Ahab harpoons his whale only to have it carry him out to sea.
There's a terrible beauty and lesson in that. In fact, we hear about it all of the time: "Be careful what you wish for--you might just get it".
Had no one cautioned Ahab?
Islamic martyrdom has that ring to it: the medieval cause transformed into the destruction of modernity-that's the whale, and each part of its attainment a part of the carrying away, and whether into heaven or thin air, it hardly matters.
Today's reading:
“Ibn Taymiyyah.” Wikipedia. May 30, 2007.
Among statements read too often, the Arab stereotype of the perpetually quarreling and murderous brothers persists, and yet in order for Al Qaeda (AQ) to set off bombs in Morocco, it's turning out that it recruits through channels elsewhere in North Africa.
What kind of fighting between brothers is that?

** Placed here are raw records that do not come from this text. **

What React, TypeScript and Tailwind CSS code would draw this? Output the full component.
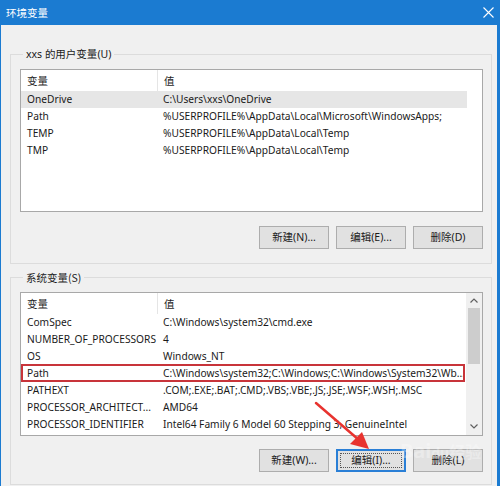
import React from "react";

type R = { n: string; v: string; sel?: boolean };

const userRows: R[] = [
  { n: "OneDrive", v: "C:\\Users\\xxs\\OneDrive", sel: true },
  { n: "Path", v: "%USERPROFILE%\\AppData\\Local\\Microsoft\\WindowsApps;" },
  { n: "TEMP", v: "%USERPROFILE%\\AppData\\Local\\Temp" },
  { n: "TMP", v: "%USERPROFILE%\\AppData\\Local\\Temp" },
];

const sysRows: R[] = [
  { n: "ComSpec", v: "C:\\Windows\\system32\\cmd.exe" },
  { n: "NUMBER_OF_PROCESSORS", v: "4" },
  { n: "OS", v: "Windows_NT" },
  { n: "Path", v: "C:\\Windows\\system32;C:\\Windows;C:\\Windows\\System32\\Wb..." },
  { n: "PATHEXT", v: ".COM;.EXE;.BAT;.CMD;.VBS;.VBE;.JS;.JSE;.WSF;.WSH;.MSC" },
  { n: "PROCESSOR_ARCHITECT...", v: "AMD64" },
  { n: "PROCESSOR_IDENTIFIER", v: "Intel64 Family 6 Model 60 Stepping 3, GenuineIntel" },
];

function Header() {
  return (
    <div className="flex h-[21px] items-center text-[#1e1e1e] font-['Noto_Sans_CJK_SC',sans-serif] text-[10.5px]">
      <div className="w-[137px] h-full flex items-center pl-[6px] border-r border-[#e5e5e5]">变量</div>
      <div className="pl-[6px]">值</div>
    </div>
  );
}

function Row({ r }: { r: R }) {
  return (
    <div className={`flex h-[17px] items-center w-[446px] ${r.sel ? "bg-[#e6e6e6]" : ""}`}>
      <div className="w-[137px] pl-[6px] whitespace-nowrap overflow-hidden">{r.n}</div>
      <div className="flex-1 pl-[5px] whitespace-nowrap overflow-hidden">{r.v}</div>
    </div>
  );
}

function Btn({ label, focus }: { label: string; focus?: boolean }) {
  return (
    <div
      className={`w-[70px] h-[23px] flex items-center justify-center bg-[#e1e1e1] text-[10.5px] ${
        focus ? "border-2 border-[#2a7fd6]" : "border border-[#adadad]"
      }`}
    >
      <div className={`flex items-center justify-center ${focus ? "border border-dotted border-[#555] w-[62px] h-[15px]" : ""}`}>
        {label}
      </div>
    </div>
  );
}

export default function App() {
  return (
    <div className="w-[500px] h-[486px] overflow-hidden bg-[#1b7bd1] relative font-['Noto_Sans','Noto_Sans_CJK_SC',sans-serif] text-[10.2px] text-[#1a1a1a]">
      <div className="h-[25px] flex items-center justify-between pl-[6px] pr-[6px] text-white">
        <span className="font-['Noto_Sans_CJK_SC',sans-serif] text-[10.5px]">环境变量</span>
        <svg width="11" height="11" viewBox="0 0 11 11">
          <path d="M0.5 0.5L10.5 10.5M10.5 0.5L0.5 10.5" stroke="#ffffff" strokeWidth="1.1" />
        </svg>
      </div>
      <div className="ml-[1px] mr-[3px] h-[461px] bg-[#f0f0f0] pt-[20px]">
        <fieldset className="ml-[9px] w-[481px] border border-[#dcdcdc] pl-[9px] pr-[8px] pb-[14px]">
          <legend className="ml-[3px] px-[3px] leading-[17px] text-[10.5px]">
            <span>xxs </span>
            <span className="font-['Noto_Sans_CJK_SC',sans-serif]">的用户变量</span>
            <span>(U)</span>
          </legend>
          <div className="mt-[6px] w-[463px] h-[143px] border border-[#a8a8a8] bg-white overflow-hidden">
            <Header />
            {userRows.map((r) => (
              <Row key={r.n} r={r} />
            ))}
          </div>
          <div className="mt-[14px] flex justify-end gap-[7px]">
            <Btn label="新建(N)..." />
            <Btn label="编辑(E)..." />
            <Btn label="删除(D)" />
          </div>
        </fieldset>
        <fieldset className="mt-[5px] ml-[9px] w-[481px] border border-[#dcdcdc] pl-[9px] pr-[8px] pb-[12px]">
          <legend className="ml-[3px] px-[3px] leading-[17px] text-[10.5px] font-['Noto_Sans_CJK_SC',sans-serif]">系统变量(S)</legend>
          <div className="mt-[6px] w-[463px] h-[144px] border border-[#a8a8a8] bg-white overflow-hidden flex">
            <div className="flex-1 overflow-hidden relative">
              <Header />
              {sysRows.map((r) => (
                <Row key={r.n + r.v} r={r} />
              ))}
              <div className="absolute left-0 top-[71px] w-[444px] h-[18px] border-2 border-[#c8343a]" />
            </div>
            <div className="w-[16px] bg-[#f0f0f0] flex flex-col items-center">
              <div className="h-[15px] flex items-center justify-center">
                <svg width="8" height="5" viewBox="0 0 8 5">
                  <path d="M0.5 4.5L4 1L7.5 4.5" stroke="#606060" strokeWidth="1.2" fill="none" />
                </svg>
              </div>
              <div className="w-[12px] h-[56px] bg-[#cdcdcd]" />
              <div className="flex-1" />
              <div className="h-[17px] flex items-center justify-center">
                <svg width="8" height="5" viewBox="0 0 8 5">
                  <path d="M0.5 0.5L4 4L7.5 0.5" stroke="#606060" strokeWidth="1.2" fill="none" />
                </svg>
              </div>
            </div>
          </div>
          <div className="mt-[13px] flex justify-end gap-[7px]">
            <Btn label="新建(W)..." />
            <Btn label="编辑(I)..." focus />
            <Btn label="删除(L)" />
          </div>
        </fieldset>
      </div>
      <svg className="absolute left-0 top-0 pointer-events-none" width="500" height="486" viewBox="0 0 500 486">
        <path d="M316 403 L359 440" stroke="#e8332f" strokeWidth="2.5" strokeLinecap="round" />
        <path d="M369 449 L350 444 L362 432 Z" fill="#e8332f" />
      </svg>
      <div className="absolute left-[400px] top-[436px] text-[20px] font-bold text-white opacity-30 pointer-events-none">
        Bai<span className="text-[14px]">du</span>
        <span className="text-[16px] font-['Noto_Sans_CJK_SC',sans-serif]">经验</span>
      </div>
    </div>
  );
}
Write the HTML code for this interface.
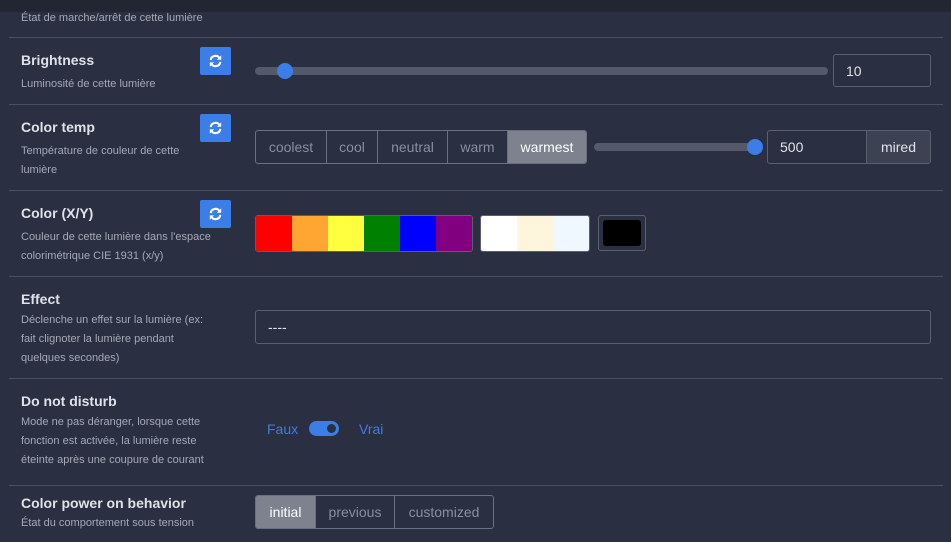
<!DOCTYPE html>
<html><head><meta charset="utf-8"><style>
body{margin:0;width:951px;height:542px;background:#2a2f42;font-family:"Liberation Sans",sans-serif;position:relative;overflow:hidden;color:#e2e4ea}
.top{position:absolute;left:0;top:0;width:951px;height:12px;background:#222633}
.a{position:absolute}
.hr{position:absolute;left:9px;width:934px;height:1px;background:#4a4f60}
.t{position:absolute;left:21px;font-size:14px;font-weight:bold;color:#dfe2e8}
.d{position:absolute;left:21px;font-size:11px;color:#a5a9b5;line-height:19px;width:192px}
.rb{position:absolute;left:200px;width:31px;height:28px;background:#3b7ee8;border-radius:2px}
.rb svg{position:absolute;left:8px;top:7px}
.track{position:absolute;height:8px;background:#545a6a;border-radius:4px}
.knob{position:absolute;width:16px;height:16px;background:#3b7ee8;border-radius:50%}
.inp{position:absolute;border:1px solid #5b6070;border-radius:3px;box-sizing:border-box;font-size:14px;color:#dfe2e8;padding-left:12px;display:flex;align-items:center}
.grp{position:absolute;display:flex;border:1px solid #6b7080;border-radius:3px;box-sizing:border-box;overflow:hidden}
.grp div{box-sizing:border-box;font-size:14px;color:#8a8f9c;display:flex;align-items:center;justify-content:center;border-right:1px solid #6b7080}
.grp div:last-child{border-right:none}
.grp .on{background:#7d828e;color:#fff}
.sw{position:absolute;display:flex;border:1px solid #5b6070;border-radius:3px;overflow:hidden}
.sw span{display:block;width:36px;height:35px}
</style></head><body>
<div class="top"></div>
<div class="d" style="top:9px;width:300px">État de marche/arrêt de cette lumière</div>
<div class="hr" style="top:37px"></div>

<div class="t" style="top:52px">Brightness</div>
<div class="d" style="top:75px">Luminosité de cette lumière</div>
<div class="rb" style="top:47px"><svg width="15" height="14" viewBox="0 0 16 16"><path d="M2.5 7A5.5 5.5 0 0 1 12.5 4.5M13.5 9A5.5 5.5 0 0 1 3.5 11.5" stroke="#fff" stroke-width="2.4" fill="none"/><path d="M14.5 1.5v5h-5zM1.5 14.5v-5h5z" fill="#fff"/></svg></div>
<div class="track" style="left:255px;top:67px;width:573px"></div>
<div class="knob" style="left:277px;top:63px"></div>
<div class="inp" style="left:833px;top:54px;width:98px;height:33px">10</div>
<div class="hr" style="top:104px"></div>

<div class="t" style="top:119px">Color temp</div>
<div class="d" style="top:142px">Température de couleur de cette lumière</div>
<div class="rb" style="top:114px"><svg width="15" height="14" viewBox="0 0 16 16"><path d="M2.5 7A5.5 5.5 0 0 1 12.5 4.5M13.5 9A5.5 5.5 0 0 1 3.5 11.5" stroke="#fff" stroke-width="2.4" fill="none"/><path d="M14.5 1.5v5h-5zM1.5 14.5v-5h5z" fill="#fff"/></svg></div>
<div class="grp" style="left:255px;top:130px;height:34px;width:332px">
<div style="width:71px">coolest</div><div style="width:51px">cool</div><div style="width:70px">neutral</div><div style="width:60px">warm</div><div class="on" style="width:78px">warmest</div></div>
<div class="track" style="left:594px;top:143px;width:168px"></div>
<div class="knob" style="left:747px;top:139px"></div>
<div class="inp" style="left:767px;top:130px;width:100px;height:34px;border-radius:3px 0 0 3px">500</div>
<div class="inp" style="left:866px;top:130px;width:65px;height:34px;background:#3d4252;border-radius:0 3px 3px 0;justify-content:center;padding:0">mired</div>
<div class="hr" style="top:190px"></div>

<div class="t" style="top:205px">Color (X/Y)</div>
<div class="d" style="top:228px;width:210px">Couleur de cette lumière dans l'espace colorimétrique CIE 1931 (x/y)</div>
<div class="rb" style="top:200px"><svg width="15" height="14" viewBox="0 0 16 16"><path d="M2.5 7A5.5 5.5 0 0 1 12.5 4.5M13.5 9A5.5 5.5 0 0 1 3.5 11.5" stroke="#fff" stroke-width="2.4" fill="none"/><path d="M14.5 1.5v5h-5zM1.5 14.5v-5h5z" fill="#fff"/></svg></div>
<div class="sw" style="left:255px;top:215px"><span style="background:#ff0000"></span><span style="background:#ffa531"></span><span style="background:#ffff40"></span><span style="background:#008000"></span><span style="background:#0000ff"></span><span style="background:#800080"></span></div>
<div class="sw" style="left:480px;top:215px"><span style="background:#fff"></span><span style="background:#fdf5dc"></span><span style="background:#f0f8ff"></span></div>
<div class="a" style="left:598px;top:215px;width:46px;height:34px;border:1px solid #5b6070;border-radius:3px"><div class="a" style="left:4px;top:4px;width:38px;height:26px;background:#000;border-radius:3px"></div></div>
<div class="hr" style="top:276px"></div>

<div class="t" style="top:291px">Effect</div>
<div class="d" style="top:311px">Déclenche un effet sur la lumière (ex: fait clignoter la lumière pendant quelques secondes)</div>
<div class="inp" style="left:255px;top:310px;width:676px;height:34px">----</div>
<div class="hr" style="top:378px"></div>

<div class="t" style="top:393px">Do not disturb</div>
<div class="d" style="top:413px">Mode ne pas déranger, lorsque cette fonction est activée, la lumière reste éteinte après une coupure de courant</div>
<div class="a" style="left:267px;top:421px;font-size:14px;color:#3b7ee8">Faux</div>
<div class="a" style="left:309px;top:421px;width:30px;height:15px;background:#3b7ee8;border-radius:8px"><div class="a" style="left:18px;top:3px;width:9px;height:9px;background:#2a2f42;border-radius:50%"></div></div>
<div class="a" style="left:359px;top:421px;font-size:14px;color:#3b7ee8">Vrai</div>
<div class="hr" style="top:485px"></div>

<div class="t" style="top:495px">Color power on behavior</div>
<div class="d" style="top:514px;width:300px">État du comportement sous tension</div>
<div class="grp" style="left:255px;top:495px;height:34px;width:239px">
<div class="on" style="width:60px">initial</div><div style="width:79px">previous</div><div style="width:98px">customized</div></div>
</body></html>
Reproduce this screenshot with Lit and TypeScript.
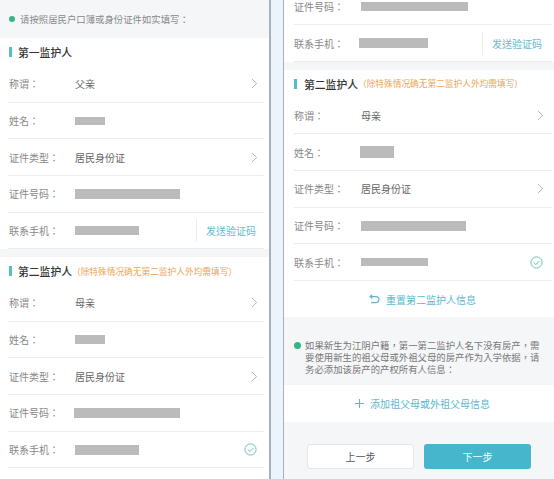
import { LitElement, html, css } from "lit";
import { customElement } from "lit/decorators.js";

type Mask = { w: number; h: number; x?: number };
const chev = html`<svg class="chev" width="7" height="11" viewBox="0 0 7 11"><path d="M1 1l4.6 4.5L1 10" fill="none" stroke="#b5b5b5" stroke-width="1"/></svg>`;
const check = html`<svg class="check" width="13" height="13" viewBox="0 0 13 13"><circle cx="6.5" cy="6.5" r="5.6" fill="none" stroke="#6cc4b4" stroke-width="1"/><path d="M3.8 6.6l2 2 3.6-3.6" fill="none" stroke="#6cc4b4" stroke-width="1"/></svg>`;

@customElement("app-root")
export class AppRoot extends LitElement {
  static styles = css`
    :host { display: flex; width: 554px; height: 479px; overflow: hidden; background: #fff;
      font-family: "Noto Sans CJK TC", "Noto Sans CJK SC", "Liberation Sans", sans-serif; font-size: 10px; color: #777; }
    .panel { flex: none; height: 479px; overflow: hidden; background: #fff; }
    .left { width: 269px; }
    .strip { flex: none; width: 12px; background: #ebf4fb; border-left: 2px solid #a8b0b8; border-right: 1px solid #a8b0b8; }
    .right { flex: 1; min-width: 0; }
    .scroll { margin-top: -11.3px; }
    .hint { height: 38px; box-sizing: border-box; background: #f5f6f8; display: flex; align-items: center; gap: 5px; padding-left: 9px; color: #888; font-size: 9.4px; }
    .dot { flex: none; width: 6px; height: 6px; border-radius: 50%; background: #33b585; }
    .title { height: 28px; display: flex; align-items: center; padding-left: 9px; font-size: 10.8px; color: #333; font-weight: 500; }
    .right .title, .right .row { margin-left: 10px; }
    .right .title { padding-left: 0; }
    .bar { width: 3px; height: 10px; background: #55bfc9; margin-right: 6px; }
    .right .bar { margin-right: 7px; }
    .warn { font-size: 8.7px; color: #eca556; font-weight: 400; }
    .row { height: 36.7px; box-sizing: border-box; margin: 0 5px 0 8px; border-bottom: 1px solid #ececec; display: flex; align-items: center; position: relative; }
    .right .row { margin-right: 2px; }
    .label { flex: none; width: 67px; padding-left: 1px; box-sizing: border-box; color: #888; }
    .right .label { padding-left: 0; width: 67px; }
    .value { flex: 1; color: #666; }
    .mask { display: block; background: #bbb; }
    .chev { flex: none; margin-right: 6px; }
    .right .chev { margin-right: 8px; }
    .check { flex: none; margin-right: 7px; }
    .right .check { margin-right: 9px; }
    .send { flex: none; width: 68px; height: 23px; box-sizing: border-box; border-left: 1px solid #ececec; padding-left: 9px; line-height: 23px; color: #66b9cf; }
    .right .send { width: 70px; }
    .band { height: 7.6px; background: #f5f6f8; }
    .action { display: flex; align-items: center; justify-content: center; color: #5cb8cc; gap: 6px; background: #fff; padding-left: 7px; }
    .reset { height: 36px; }
    .add { height: 37px; }
    .note { height: 68px; box-sizing: border-box; background: #f5f6f8; padding: 22px 9px 0 10px; display: flex; gap: 4px; color: #777; font-size: 9.4px; line-height: 12px; }
    .note .dot { margin-top: 3px; width: 7px; height: 7px; }
    .foot { height: 57px; box-sizing: border-box; background: #f5f6f8; padding: 21.5px 0 0 23px; display: flex; gap: 10px; }
    .btn { width: 107px; height: 25px; box-sizing: border-box; border-radius: 3px; display: flex; align-items: center; justify-content: center; font-size: 10px; }
    .prev { background: #fff; border: 1px solid #e6e6e6; color: #555; }
    .next { background: #45b6cc; color: #fff; }
  `;

  private row(label: string, value: unknown, trail: unknown = null) {
    return html`<div class="row"><span class="label">${label}</span><span class="value">${value}</span>${trail}</div>`;
  }
  private mask(m: Mask) {
    return html`<span class="mask" style="width:${m.w}px;height:${m.h}px;margin-left:${m.x ?? 0}px"></span>`;
  }
  private title(text: string, warn = false) {
    return html`<div class="title"><span class="bar"></span>${text}${warn ? html`<span class="warn">（除特殊情况确无第二监护人外均需填写）</span>` : null}</div>`;
  }
  private send = html`<span class="send">发送验证码</span>`;

  render() {
    return html`
      <div class="panel left">
        <div class="hint"><span class="dot"></span>请按照居民户口簿或身份证件如实填写：</div>
        ${this.title("第一监护人")}
        ${this.row("称谓：", "父亲", chev)}
        ${this.row("姓名：", this.mask({ w: 30, h: 8 }))}
        ${this.row("证件类型：", "居民身份证", chev)}
        ${this.row("证件号码：", this.mask({ w: 105, h: 10 }))}
        ${this.row("联系手机：", this.mask({ w: 64, h: 9 }), this.send)}
        <div class="band"></div>
        ${this.title("第二监护人", true)}
        ${this.row("称谓：", "母亲", chev)}
        ${this.row("姓名：", this.mask({ w: 30, h: 9 }))}
        ${this.row("证件类型：", "居民身份证", chev)}
        ${this.row("证件号码：", this.mask({ w: 106, h: 10, x: -1 }))}
        ${this.row("联系手机：", this.mask({ w: 64, h: 10 }), check)}
      </div>
      <div class="strip"></div>
      <div class="panel right">
        <div class="scroll">
          ${this.row("证件号码：", this.mask({ w: 107, h: 9 }))}
          ${this.row("联系手机：", this.mask({ w: 69, h: 10, x: -2 }), this.send)}
          <div class="band"></div>
          ${this.title("第二监护人", true)}
          ${this.row("称谓：", "母亲", chev)}
          ${this.row("姓名：", this.mask({ w: 34, h: 12, x: -1 }))}
          ${this.row("证件类型：", "居民身份证", chev)}
          ${this.row("证件号码：", this.mask({ w: 105, h: 10 }))}
          ${this.row("联系手机：", this.mask({ w: 67, h: 8 }), check)}
          <div class="action reset">
            <svg width="11" height="10" viewBox="0 0 11 10"><path d="M3.2 .8L1 2.6l2.2 1.9M1.4 2.6H7a2.9 2.9 0 0 1 0 6H2" fill="none" stroke="#5cb8cc" stroke-width="1.1"/></svg>
            <span>重置第二监护人信息</span>
          </div>
          <div class="note"><span class="dot"></span><span>如果新生为江阴户籍，第一第二监护人名下没有房产，需要使用新生的祖父母或外祖父母的房产作为入学依据，请务必添加该房产的产权所有人信息：</span></div>
          <div class="action add">
            <svg width="9" height="9" viewBox="0 0 9 9"><path d="M4.5 0v9M0 4.5h9" stroke="#5cb8cc" stroke-width="1.1" fill="none"/></svg>
            <span>添加祖父母或外祖父母信息</span>
          </div>
          <div class="foot">
            <div class="btn prev">上一步</div>
            <div class="btn next">下一步</div>
          </div>
        </div>
      </div>
    `;
  }
}
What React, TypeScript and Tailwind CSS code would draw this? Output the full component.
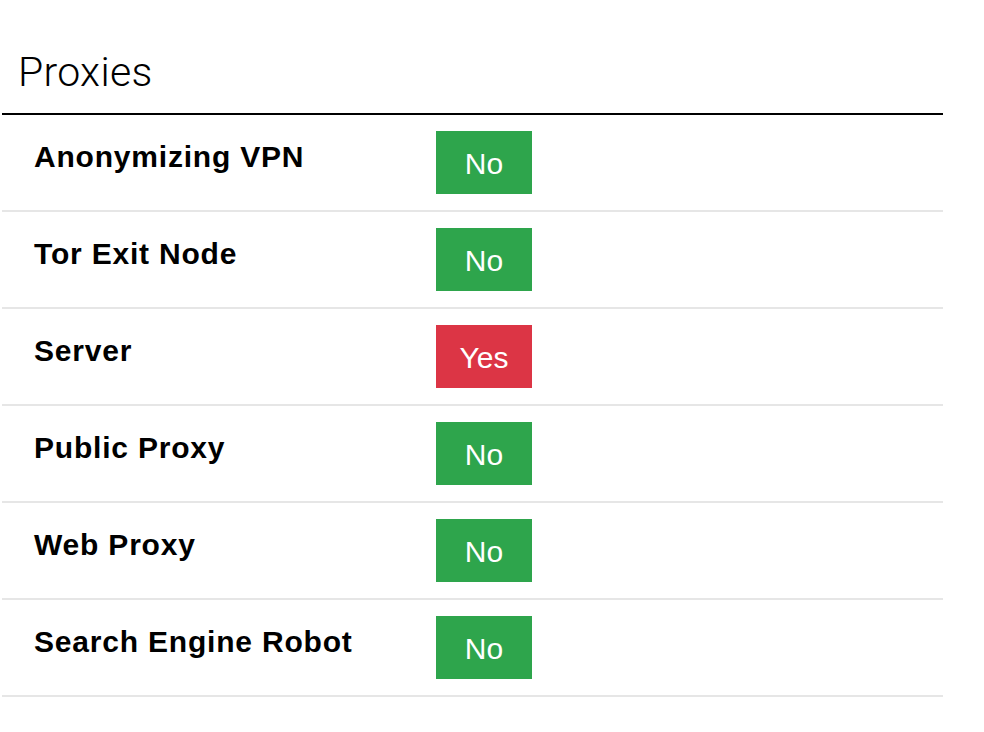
import React from "react";

const rows: { label: string; yes: boolean }[] = [
  { label: "Anonymizing VPN", yes: false },
  { label: "Tor Exit Node", yes: false },
  { label: "Server", yes: true },
  { label: "Public Proxy", yes: false },
  { label: "Web Proxy", yes: false },
  { label: "Search Engine Robot", yes: false },
];

export default function App() {
  return (
    <div className="w-[984px] h-[732px] bg-white" style={{ fontFamily: '"Liberation Sans", Arial, sans-serif' }}>
      <div className="ml-[2px] w-[941px] pt-[48px]">
        <h2
          className="pl-[16px] text-[41px] font-light leading-[48px] text-black pb-[17px] tracking-[0.3px]"
          style={{ fontFamily: 'Roboto, "Liberation Sans", sans-serif' }}
        >
          Proxies
        </h2>
        <div className="h-[2px] bg-black" />
        {rows.map((r) => (
          <div key={r.label} className="flex border-b-2 border-[#e6e6e6] h-[97px]">
            <div className="w-[402px] pl-[32px] pt-[24px] text-[30px] font-bold leading-[36px] tracking-[0.8px] text-black">
              {r.label}
            </div>
            <div className="pl-[32px] pt-[16px]">
              <div
                className={`w-[96px] h-[63px] flex items-center justify-center text-white text-[30px] pt-[2px] ${
                  r.yes ? "bg-[#dc3545]" : "bg-[#2ea54c]"
                }`}
              >
                {r.yes ? "Yes" : "No"}
              </div>
            </div>
          </div>
        ))}
      </div>
    </div>
  );
}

The gist of the gist: AQ recruits from wherever (in North Africa, the Maghreb, or area along the coast from Mauritania to Libya, according to Whitlock) to kill wherever (in the adjacent region, Iraq)-nothing really new there but a good reminder of how divorced the movement has been from state politics since the routing of the Taliban from Afghanistan.
Such may be the want of affinity with a cause and the hubris that is faith in garnering the attention of Allah, that for a price and the promise of martyrdom and passage to heaven, one may recruit a two-legged bomb construction or bomb delivery device and get it to deliver itself among strangers some thousands of miles distant.
While there's little question of responsible governments fighting terrorism, the problem of how to do it has not been solved except through a variety of physical tactics--combat outright, road closings, checkpoints, etc., that and detective and police work.
Alternatively working into the content of Islamic warrior-scholar aspirations and dreams seems relatively better armored by states struggling with freelanced violence on one hand and the installation of authoritarian and racist tenets, credited to the Koran and Hadith, on the other.
You can't put out fire by throwing gasoline at it, but that has been rather the drill.